First, roles should be redesigned to maximise the complementary strengths of humans and AI. This involves breaking work down into tasks and determining how each can be optimally performed — whether through automation, augmentation, or human judgement.
Second, organisations must invest in skills that complement AI. While technical proficiency remains important, capabilities such as critical thinking, communication, creativity, and sound judgement will increasingly differentiate individuals in an AI-enabled workplace. Partnerships with educational institutions can accelerate this process. Temasek Polytechnic’s FutureX centre, developed in collaboration with Amazon Web Services, integrates hands-on learning with industry-relevant skills and professional certifications to strengthen AI and digital capabilities.

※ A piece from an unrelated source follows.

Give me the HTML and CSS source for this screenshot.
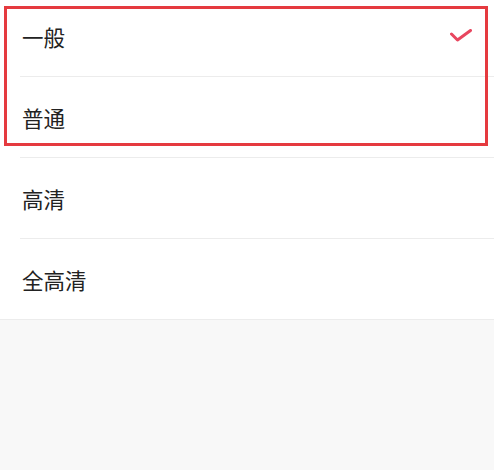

Third, learning must be embedded into the flow of work. As roles continue to evolve, continuous learning should not be treated as a separate activity, but as an integral part of daily operations. As a continuous education and training provider, Temasek Polytechnic has integrated AI literacy across disciplines, ensuring that learners are equipped not only to use AI tools, but also to critically assess, validate, and apply them responsibly.

The way forward
Organisations that succeed will not necessarily be those that adopt the technology most rapidly, but those that invest most effectively in their people. This requires a shift in mindset — from focusing primarily on efficiency to building capability, from managing jobs to redesigning work, and from treating learning as separate from work to embedding it within daily practice.
AI does not replace human thinking; it amplifies it. The central challenge is whether organisations are prepared to rethink how work is structured and to develop the capabilities required to remain relevant.
In this context, AI literacy will become as fundamental as digital literacy is today.
It will no longer be a specialised skill, but a core competency that enables individuals to work more effectively, adapt continuously, and thrive in an evolving workplace.